Amores Perros (2000)
4/10
Inspiringly unpleasant!
18 October 2010
A dense, overtly sophisticated, but never really wise, script by Mr. Arriaga gets the famed "Inarritu treatment" – otherwise known as "fanciful free fall in the arms of obsessive despair and educated repulsion". The "problem" with Amores Perros (also with 21 Grams and Babel) is you just can't ignore it. Or, to put it better, you'd feel some kind of terminal guilt (appropriately…) if you did. The three intertwining stories revolve ambitiously and high-poweredly around the theme of fatalism, on "love's a bitch" (more or less the title), on "brother against brother" religious motifs, on Kieslowski, Poe, a bit of Mexican-period Bunuel, and on a to-the-point requiem on Viva La Revolucion.
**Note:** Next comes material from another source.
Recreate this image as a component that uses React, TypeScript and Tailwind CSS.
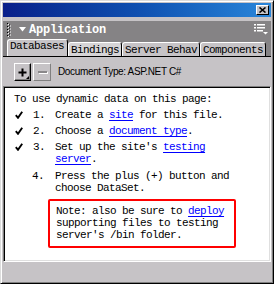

In short however, this is a salute to the idea of "God laughing when people make plans". (To be honest, God laughs when people make movies about God). In any case, the only one laughing in Inarritu's humorless universe could be God, though I don't really see why He'd be so pleased in seeing his creatures miserable as hell (…). Obviously this is a vengeful divine presence overlooking the production of Amores Perros, a production stately (while recalling Mr. Babenko's 1981 Pixote) and, occasionally, inspiringly unpleasant. Undoubtedly a masterpiece for those who get their ideological kicks in non-American speaking filmmaking, an intriguing torture for the rest.